Review by ClemofNazareth
Special Collaborator Prog Folk Researcher

4 stars This is one of those rather obscure gems that is probably more folk than progressive, but the interplay of Celtic and Middle Eastern sounds atop a bed of what almost sound like Peter, Paul and Mary covers makes for a very charming album and a good use of a little more than a half-hour of your time.

Bröselmaschine was basically a one-shot German band who seem to have been heavily inspired by American folk singers of the sixties, plus featured the stunningly gorgeous and folksy vocals and flute of one Jenni Schucker. Amazingly Schucker doesn’t seem to have appeared on anything after this release.

This album was impossible to find for decades until it was reissued on CD in 2005. I just read this week that Akarma is releasing this on domestic CD in December 2007. I have the Ohr German import version that was released a couple years ago, which was the only other CD version I’m aware of. I don’t know if the Akarma release has the same tracks as this one or has some bonus material, so I will have to check into that one. But since Peter Bursch’s material after this release is generally considered inferior I’d be surprised if any bonus material amounted to much.
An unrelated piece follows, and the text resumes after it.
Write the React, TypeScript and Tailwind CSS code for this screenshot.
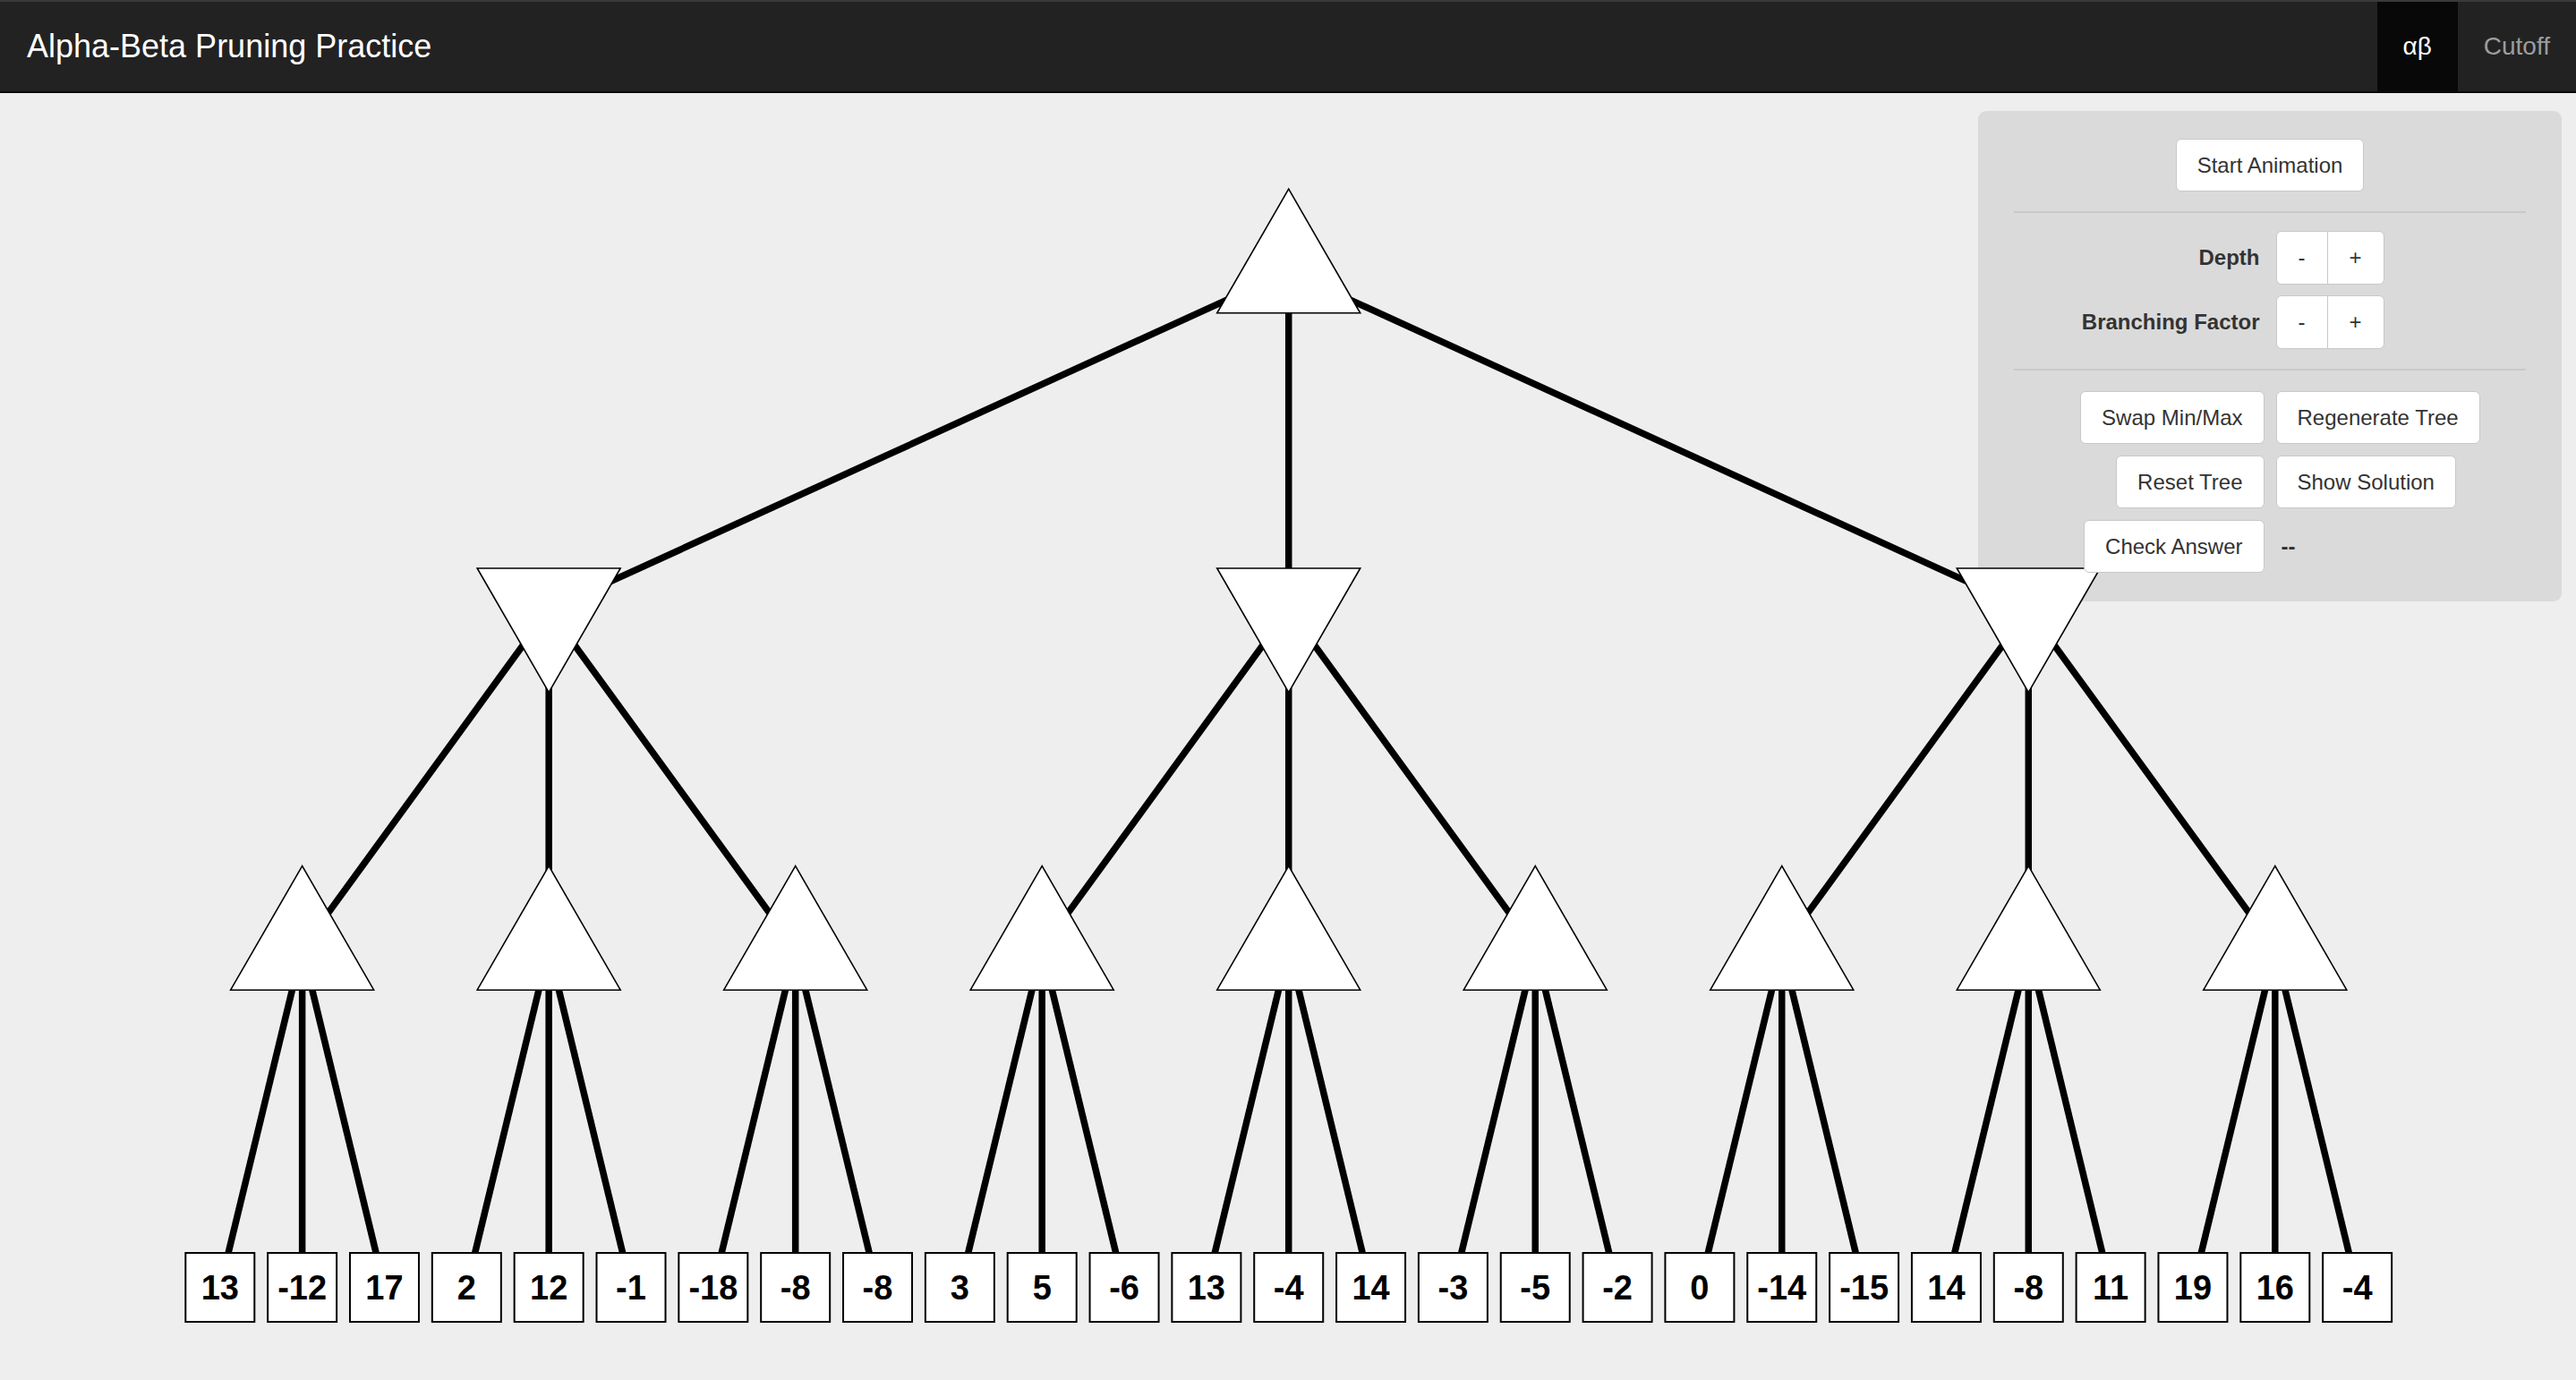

The tracks don’t range too far from my opening description, with the exception of the lengthy “Schmetterling” which does manage to blur the line between Middle Eastern-inspired folk (sitar, flute, zither, metallophon – you get the idea) and full-blown psych. There is even an extended flute solo that places this album squarely at the end of the flower-power era.

The rest of the album is much closer to rather tame hippy folk, although the presence of the zither, congas and tabla do manage to give the remaining tracks a bit of a dated sound.

On “The Old Man's Song” Schucker manages to come off sounding a bit like Grace Slick circa Jefferson Airplane’s Surrealistic Pillow days. This isn’t really a psych number though, as much as it is a rather intense folk piece accented with a light touch of slightly psych-and-blues guitar, tabla and the ever-present zither. Albums like Joe Byrd’s American Metaphysical Circus and the Comfortable Chair’s self-titled release also come to mind.

The sonic quality of the CD reissue is excellent, and while the liner notes are in German the overall package is quite decent. This is a very decent progressive folk offering that used be difficult to find but has been available in Europe for a few years, and is coming soon to America. Worth picking up and well recommended to prog folk fans. Four stars.